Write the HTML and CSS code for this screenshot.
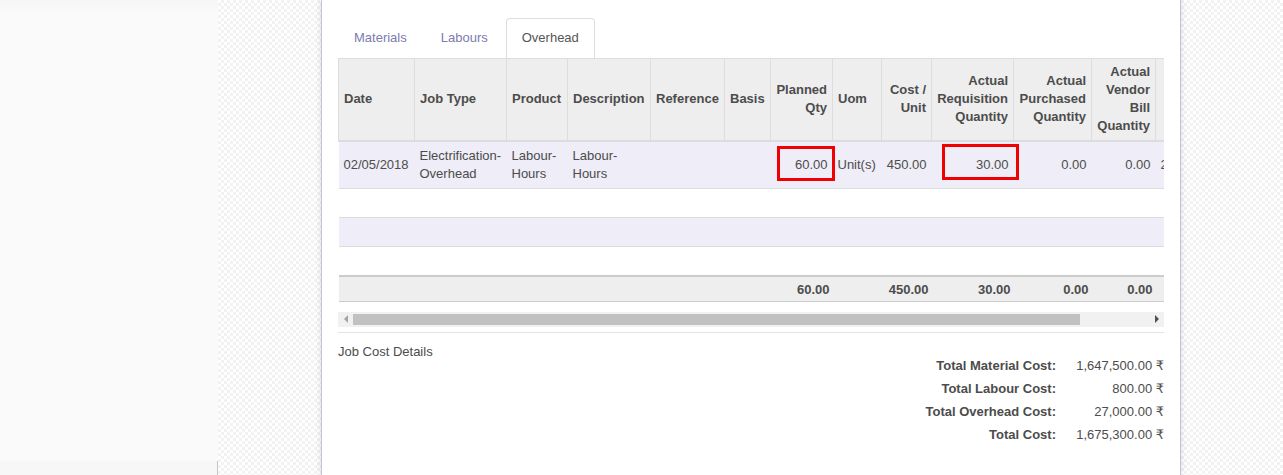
FILE: index.html
```html
<!DOCTYPE html>
<html>
<head>
<meta charset="utf-8">
<link rel="stylesheet" href="styles.css">
</head>
<body>
<aside class="sidebar">
  <div class="sidebar-body"></div>
  <div class="sidebar-foot"></div>
</aside>
<main class="workspace">
  <section class="sheet">
    <ul class="tabs">
      <li class="tab">Materials</li>
      <li class="tab">Labours</li>
      <li class="tab active">Overhead</li>
    </ul>
    <div class="grid-wrap">
      <div class="grid-clip">
        <table class="grid">
          <colgroup>
            <col class="w76"><col class="w92"><col class="w61"><col class="w83"><col class="w74"><col class="w46"><col class="w62"><col class="w49"><col class="w50"><col class="w82"><col class="w78"><col class="w64"><col class="w90"><col class="w90">
          </colgroup>
          <thead>
            <tr>
              <th>Date</th>
              <th>Job Type</th>
              <th>Product</th>
              <th>Description</th>
              <th>Reference</th>
              <th>Basis</th>
              <th class="num">Planned Qty</th>
              <th>Uom</th>
              <th class="num">Cost / Unit</th>
              <th class="num">Actual Requisition Quantity</th>
              <th class="num">Actual Purchased Quantity</th>
              <th class="num">Actual Vendor Bill Quantity</th>
              <th class="num">Subtotal</th>
              <th></th>
            </tr>
          </thead>
          <tbody>
            <tr class="odd">
              <td>02/05/2018</td>
              <td>Electrification-Overhead</td>
              <td>Labour-Hours</td>
              <td>Labour-Hours</td>
              <td></td>
              <td></td>
              <td class="num">60.00</td>
              <td>Unit(s)</td>
              <td class="num">450.00</td>
              <td class="num">30.00</td>
              <td class="num">0.00</td>
              <td class="num">0.00</td>
              <td>27,000.00</td>
              <td></td>
            </tr>
            <tr class="empty"><td colspan="14"></td></tr>
            <tr class="empty odd"><td colspan="14"></td></tr>
            <tr class="empty"><td colspan="14"></td></tr>
          </tbody>
          <tfoot>
            <tr>
              <td></td><td></td><td></td><td></td><td></td><td></td>
              <td class="num">60.00</td>
              <td></td>
              <td class="num">450.00</td>
              <td class="num">30.00</td>
              <td class="num">0.00</td>
              <td class="num">0.00</td>
              <td class="num">27,000.00</td>
              <td></td>
            </tr>
          </tfoot>
        </table>
      </div>
      <div class="mark mark-planned"></div>
      <div class="mark mark-req"></div>
    </div>
    <div class="hscroll">
      <div class="arrow arrow-left"></div>
      <div class="track"><div class="thumb"></div></div>
      <div class="arrow arrow-right"></div>
    </div>
    <hr class="sep">
    <div class="details">
      <div class="details-label">Job Cost Details</div>
      <div class="totals">
        <div class="t-label">Total Material Cost:</div><div class="t-value">1,647,500.00 ₹</div>
        <div class="t-label">Total Labour Cost:</div><div class="t-value">800.00 ₹</div>
        <div class="t-label">Total Overhead Cost:</div><div class="t-value">27,000.00 ₹</div>
        <div class="t-label">Total Cost:</div><div class="t-value">1,675,300.00 ₹</div>
      </div>
    </div>
  </section>
</main>
</body>
</html>
```
FILE: styles.css
```css
* { box-sizing: border-box; }

html, body {
  margin: 0;
  height: 475px;
  overflow: hidden;
}

body {
  display: flex;
  font-family: "Liberation Sans", Arial, "DejaVu Sans", sans-serif;
  font-size: 13px;
  line-height: 18px;
  color: #4c4c4c;
  background: #fff;
}

.sidebar {
  width: 218px;
  flex: none;
  display: flex;
  flex-direction: column;
  background: #fafafa;
}

.sidebar-body {
  flex: 1;
  background: linear-gradient(#f6f6f6, #fafafa 12px);
}

.sidebar-foot {
  height: 14px;
  background: #f7f7f7;
  border-right: 1px solid #c4c4c4;
}

.workspace {
  flex: 1;
  display: flex;
  align-items: stretch;
  background-color: #ffffff;
  background-image: conic-gradient(#f2f2f2 25%, #ffffff 0 50%, #f2f2f2 0 75%, #ffffff 0);
  background-size: 6px 6px;
  min-width: 0;
}

.sheet {
  margin-left: 103px;
  width: 860px;
  flex: none;
  background: #fff;
  border-left: 1px solid #c6c3da;
  border-right: 1px solid #c6c3da;
  box-shadow: 0 0 6px rgba(60, 50, 110, 0.18);
  padding: 18px 16px 0 16px;
}

/* tabs */
.tabs {
  list-style: none;
  margin: 0;
  padding: 0;
  display: flex;
  gap: 2px;
}

.tab {
  padding: 9px 15px 11px 15px;
  border: 1px solid transparent;
  border-bottom: 0;
  border-radius: 4px 4px 0 0;
  color: #7c7bad;
  line-height: 19px;
  height: 40px;
}

.tab.active {
  color: #555555;
  border-color: #dddddd;
  background: #fff;
}

/* grid */
.grid-wrap {
  position: relative;
}

.grid-clip {
  width: 826px;
  overflow: hidden;
}

.grid {
  border-collapse: collapse;
  table-layout: fixed;
  width: 997px;
}

.w76 { width: 76px; }
.w92 { width: 92px; }
.w61 { width: 61px; }
.w83 { width: 83px; }
.w74 { width: 74px; }
.w46 { width: 46px; }
.w62 { width: 62px; }
.w49 { width: 49px; }
.w50 { width: 50px; }
.w82 { width: 82px; }
.w78 { width: 78px; }
.w64 { width: 64px; }
.w90 { width: 90px; }

.grid th {
  background: #eeeeee;
  border: 1px solid #dddddd;
  border-bottom: 2px solid #dddddd;
  padding: 4px 5px 5px 5px;
  font-weight: bold;
  text-align: left;
  vertical-align: middle;
  line-height: 18px;
  color: #4c4c4c;
}

.grid .num { text-align: right; }

.grid td {
  padding: 5px 5px 5px 5px;
  vertical-align: middle;
  line-height: 18px;
  border-bottom: 1px solid #dddddd;
  white-space: normal;
}

.grid tbody tr.odd td { background: #efedf7; }

.grid tr.empty td { height: 29px; }

.grid tfoot td {
  background: #eeeeee;
  border-top: 2px solid #cccccc;
  border-bottom: 1px solid #cccccc;
  padding: 4px 3px 2px 5px;
  font-weight: bold;
  line-height: 18px;
}

.mark {
  position: absolute;
  border: 3px solid #f00000;
}

.mark-planned {
  left: 439px;
  top: 88px;
  width: 58px;
  height: 35px;
}

.mark-req {
  left: 604px;
  top: 86px;
  width: 77px;
  height: 36px;
}

/* fake horizontal scrollbar */
.hscroll {
  margin-top: 10px;
  width: 826px;
  height: 15px;
  display: flex;
  background: #f1f1f1;
}

.arrow {
  width: 15px;
  flex: none;
  display: flex;
  align-items: center;
  justify-content: center;
}

.arrow::before {
  content: "";
  width: 0;
  height: 0;
  border-top: 4px solid transparent;
  border-bottom: 4px solid transparent;
}

.arrow-left::before { border-right: 4px solid #a3a3a3; }
.arrow-right::before { border-left: 4px solid #505050; }

.track {
  flex: 1;
  padding: 2px 0;
}

.thumb {
  width: 727px;
  height: 11px;
  background: #c1c1c1;
}

.sep {
  margin: 5px 0 0 0;
  width: 826px;
  border: 0;
  border-top: 1px solid #e3e3e3;
  height: 0;
}

.details {
  margin-top: 10px;
  width: 826px;
  display: flex;
  justify-content: space-between;
  align-items: flex-start;
}

.details-label {
  line-height: 18px;
}

.totals {
  margin-top: 11px;
  display: grid;
  grid-template-columns: auto 88px;
  column-gap: 20px;
  line-height: 23px;
}

.t-label {
  font-weight: bold;
  text-align: right;
}

.t-value {
  text-align: right;
  white-space: nowrap;
}
```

**Your goal**
Write out the listing above again, exactly, but with no pictures in the copy.

**Solution**
Write the HTML and CSS code for this screenshot.
FILE: index.html
```html
<!DOCTYPE html>
<html>
<head>
<meta charset="utf-8">
<link rel="stylesheet" href="styles.css">
</head>
<body>
<aside class="sidebar">
  <div class="sidebar-body"></div>
  <div class="sidebar-foot"></div>
</aside>
<main class="workspace">
  <section class="sheet">
    <ul class="tabs">
      <li class="tab">Materials</li>
      <li class="tab">Labours</li>
      <li class="tab active">Overhead</li>
    </ul>
    <div class="grid-wrap">
      <div class="grid-clip">
        <table class="grid">
          <colgroup>
            <col class="w76"><col class="w92"><col class="w61"><col class="w83"><col class="w74"><col class="w46"><col class="w62"><col class="w49"><col class="w50"><col class="w82"><col class="w78"><col class="w64"><col class="w90"><col class="w90">
          </colgroup>
          <thead>
            <tr>
              <th>Date</th>
              <th>Job Type</th>
              <th>Product</th>
              <th>Description</th>
              <th>Reference</th>
              <th>Basis</th>
              <th class="num">Planned Qty</th>
              <th>Uom</th>
              <th class="num">Cost / Unit</th>
              <th class="num">Actual Requisition Quantity</th>
              <th class="num">Actual Purchased Quantity</th>
              <th class="num">Actual Vendor Bill Quantity</th>
              <th class="num">Subtotal</th>
              <th></th>
            </tr>
          </thead>
          <tbody>
            <tr class="odd">
              <td>02/05/2018</td>
              <td>Electrification-Overhead</td>
              <td>Labour-Hours</td>
              <td>Labour-Hours</td>
              <td></td>
              <td></td>
              <td class="num">60.00</td>
              <td>Unit(s)</td>
              <td class="num">450.00</td>
              <td class="num">30.00</td>
              <td class="num">0.00</td>
              <td class="num">0.00</td>
              <td>27,000.00</td>
              <td></td>
            </tr>
            <tr class="empty"><td colspan="14"></td></tr>
            <tr class="empty odd"><td colspan="14"></td></tr>
            <tr class="empty"><td colspan="14"></td></tr>
          </tbody>
          <tfoot>
            <tr>
              <td></td><td></td><td></td><td></td><td></td><td></td>
              <td class="num">60.00</td>
              <td></td>
              <td class="num">450.00</td>
              <td class="num">30.00</td>
              <td class="num">0.00</td>
              <td class="num">0.00</td>
              <td class="num">27,000.00</td>
              <td></td>
            </tr>
          </tfoot>
        </table>
      </div>
      <div class="mark mark-planned"></div>
      <div class="mark mark-req"></div>
    </div>
    <div class="hscroll">
      <div class="arrow arrow-left"></div>
      <div class="track"><div class="thumb"></div></div>
      <div class="arrow arrow-right"></div>
    </div>
    <hr class="sep">
    <div class="details">
      <div class="details-label">Job Cost Details</div>
      <div class="totals">
        <div class="t-label">Total Material Cost:</div><div class="t-value">1,647,500.00 ₹</div>
        <div class="t-label">Total Labour Cost:</div><div class="t-value">800.00 ₹</div>
        <div class="t-label">Total Overhead Cost:</div><div class="t-value">27,000.00 ₹</div>
        <div class="t-label">Total Cost:</div><div class="t-value">1,675,300.00 ₹</div>
      </div>
    </div>
  </section>
</main>
</body>
</html>
```
FILE: styles.css
```css
* { box-sizing: border-box; }

html, body {
  margin: 0;
  height: 475px;
  overflow: hidden;
}

body {
  display: flex;
  font-family: "Liberation Sans", Arial, "DejaVu Sans", sans-serif;
  font-size: 13px;
  line-height: 18px;
  color: #4c4c4c;
  background: #fff;
}

.sidebar {
  width: 218px;
  flex: none;
  display: flex;
  flex-direction: column;
  background: #fafafa;
}

.sidebar-body {
  flex: 1;
  background: linear-gradient(#f6f6f6, #fafafa 12px);
}

.sidebar-foot {
  height: 14px;
  background: #f7f7f7;
  border-right: 1px solid #c4c4c4;
}

.workspace {
  flex: 1;
  display: flex;
  align-items: stretch;
  background-color: #ffffff;
  background-image: conic-gradient(#f2f2f2 25%, #ffffff 0 50%, #f2f2f2 0 75%, #ffffff 0);
  background-size: 6px 6px;
  min-width: 0;
}

.sheet {
  margin-left: 103px;
  width: 860px;
  flex: none;
  background: #fff;
  border-left: 1px solid #c6c3da;
  border-right: 1px solid #c6c3da;
  box-shadow: 0 0 6px rgba(60, 50, 110, 0.18);
  padding: 18px 16px 0 16px;
}

/* tabs */
.tabs {
  list-style: none;
  margin: 0;
  padding: 0;
  display: flex;
  gap: 2px;
}

.tab {
  padding: 9px 15px 11px 15px;
  border: 1px solid transparent;
  border-bottom: 0;
  border-radius: 4px 4px 0 0;
  color: #7c7bad;
  line-height: 19px;
  height: 40px;
}

.tab.active {
  color: #555555;
  border-color: #dddddd;
  background: #fff;
}

/* grid */
.grid-wrap {
  position: relative;
}

.grid-clip {
  width: 826px;
  overflow: hidden;
}

.grid {
  border-collapse: collapse;
  table-layout: fixed;
  width: 997px;
}

.w76 { width: 76px; }
.w92 { width: 92px; }
.w61 { width: 61px; }
.w83 { width: 83px; }
.w74 { width: 74px; }
.w46 { width: 46px; }
.w62 { width: 62px; }
.w49 { width: 49px; }
.w50 { width: 50px; }
.w82 { width: 82px; }
.w78 { width: 78px; }
.w64 { width: 64px; }
.w90 { width: 90px; }

.grid th {
  background: #eeeeee;
  border: 1px solid #dddddd;
  border-bottom: 2px solid #dddddd;
  padding: 4px 5px 5px 5px;
  font-weight: bold;
  text-align: left;
  vertical-align: middle;
  line-height: 18px;
  color: #4c4c4c;
}

.grid .num { text-align: right; }

.grid td {
  padding: 5px 5px 5px 5px;
  vertical-align: middle;
  line-height: 18px;
  border-bottom: 1px solid #dddddd;
  white-space: normal;
}

.grid tbody tr.odd td { background: #efedf7; }

.grid tr.empty td { height: 29px; }

.grid tfoot td {
  background: #eeeeee;
  border-top: 2px solid #cccccc;
  border-bottom: 1px solid #cccccc;
  padding: 4px 3px 2px 5px;
  font-weight: bold;
  line-height: 18px;
}

.mark {
  position: absolute;
  border: 3px solid #f00000;
}

.mark-planned {
  left: 439px;
  top: 88px;
  width: 58px;
  height: 35px;
}

.mark-req {
  left: 604px;
  top: 86px;
  width: 77px;
  height: 36px;
}

/* fake horizontal scrollbar */
.hscroll {
  margin-top: 10px;
  width: 826px;
  height: 15px;
  display: flex;
  background: #f1f1f1;
}

.arrow {
  width: 15px;
  flex: none;
  display: flex;
  align-items: center;
  justify-content: center;
}

.arrow::before {
  content: "";
  width: 0;
  height: 0;
  border-top: 4px solid transparent;
  border-bottom: 4px solid transparent;
}

.arrow-left::before { border-right: 4px solid #a3a3a3; }
.arrow-right::before { border-left: 4px solid #505050; }

.track {
  flex: 1;
  padding: 2px 0;
}

.thumb {
  width: 727px;
  height: 11px;
  background: #c1c1c1;
}

.sep {
  margin: 5px 0 0 0;
  width: 826px;
  border: 0;
  border-top: 1px solid #e3e3e3;
  height: 0;
}

.details {
  margin-top: 10px;
  width: 826px;
  display: flex;
  justify-content: space-between;
  align-items: flex-start;
}

.details-label {
  line-height: 18px;
}

.totals {
  margin-top: 11px;
  display: grid;
  grid-template-columns: auto 88px;
  column-gap: 20px;
  line-height: 23px;
}

.t-label {
  font-weight: bold;
  text-align: right;
}

.t-value {
  text-align: right;
  white-space: nowrap;
}
```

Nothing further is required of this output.